Mais l'acteur le plus absent, le plus insipide durant toute cette période est sans doute la Ligue tunisienne des droits de l'Homme. Quelques communiqués laconiques, la signature de quelques autres communiqués communs avec d'autres associations, et puis s'en va ! Le souvenir de cette LTDH en première ligne dans tous les combats qui concernent les droits de l'Homme parait aujourd'hui bien lointain tant la ligue d'aujourd'hui se complait dans l'inertie. On pourrait même la soupçonner de complicité quand on voit que la ligue ne prononce pas un mot devant les procès de civils devant des juridictions militaires. Quand la ligue ne s'émeut pas des mises sous résidence surveillée et de l'utilisation à outrance de la loi sur l'état d'urgence, quand elle est aux abonnés absents devant les arrestations arbitraires et les dépassements de la loi, nous pouvons supposer qu'elle est en mort clinique. Heureusement que le vice-président de la LTDH, Bassem Trifi, est là pour tenter de sauver l'honneur et qu'il s'est clairement exprimé, parfois en son nom propre, à chaque fois que les droits de l'Homme ont été menacés ou atteints.

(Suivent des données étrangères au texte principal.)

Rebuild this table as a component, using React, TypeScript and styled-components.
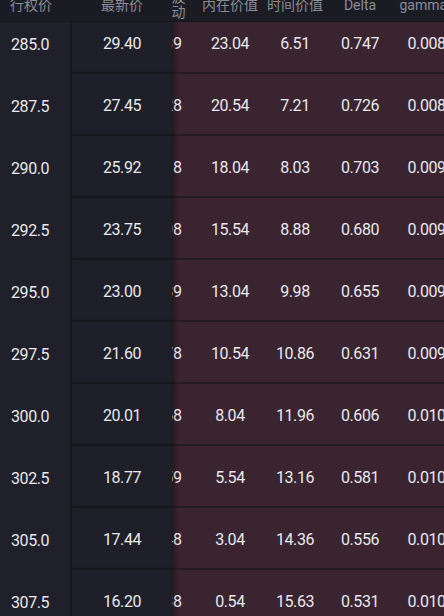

Le dernier élément du défunt quatuor est l'Ordre national des avocats. Sous la conduite de Brahim Bouderbala, l'ordre des avocats a même salué le coup d'Etat et a tenté, à plusieurs reprises, de le légitimer. Au moins deux avocats ont été placés en détention de manière douteuse : Noureddine Bhiri et Abderrazek Kilani, silence radio de la part de l'ordre des avocats. L'ordre était même embarrassé par ces histoires et le bâtonnier a dû déployer des trésors de souplesse intellectuelle pour esquiver les questions et les reproches. Quand il est questionné sur la mise en résidence surveillée de Noureddine Bhiri par exemple, Brahim Bouderbala se cache derrière les vieilles positions de l'ordre concernant la non-constitutionnalité de la loi sur l'état d'urgence, mais rien de plus. Quand l'ancien bâtonnier Abderrazek Kilani a été arrêté, l'ordre a été obligé de prendre position, mais de la manière la plus molle du monde. Dans son communiqué, l'ordre dit « refuser la facilité avec laquelle un mandat de dépôt a été émis à l'encontre de l'ancien bâtonnier Abderrazek Kilani ». Brahim Bouderbala ne cesse de répéter sur tous les plateaux qu'il a confiance en Kaïs Saïed et que ce ne peut être un dictateur. Il oublie que l'ordre des avocats faisait jadis partie des organisations qui luttaient contre les dérives autoritaires. Aujourd'hui, l'ordre leur trouve des justifications.
Au-delà des organisations structurées et anciennes, la lutte s'était aussi organisée dans la rue en 2012 et 2013. Pas un jour sans une manifestation ou un sit-in. On voyait surtout des groupes de jeunes développer une conscience politique et prendre possession de la rue pour manifester contre les gouvernants. Ainsi le cas du mouvement « manich msemeh » qui avait fait reculer Béji Caïd Essebsi dans son projet de réconciliation nationale. Le mouvement avait pu influencer le parlement pour amender profondément le projet. Aujourd'hui, le président de la République, Kaïs Saïed, est en roue libre et légifère par décret. Il a même son propre projet de réconciliation avec les corrompus. Le projet du président est dangereux et obscur, pourtant personne dans la rue. L'illusion selon laquelle Kaïs Saïed s'attaque aux islamistes marche encore apparemment.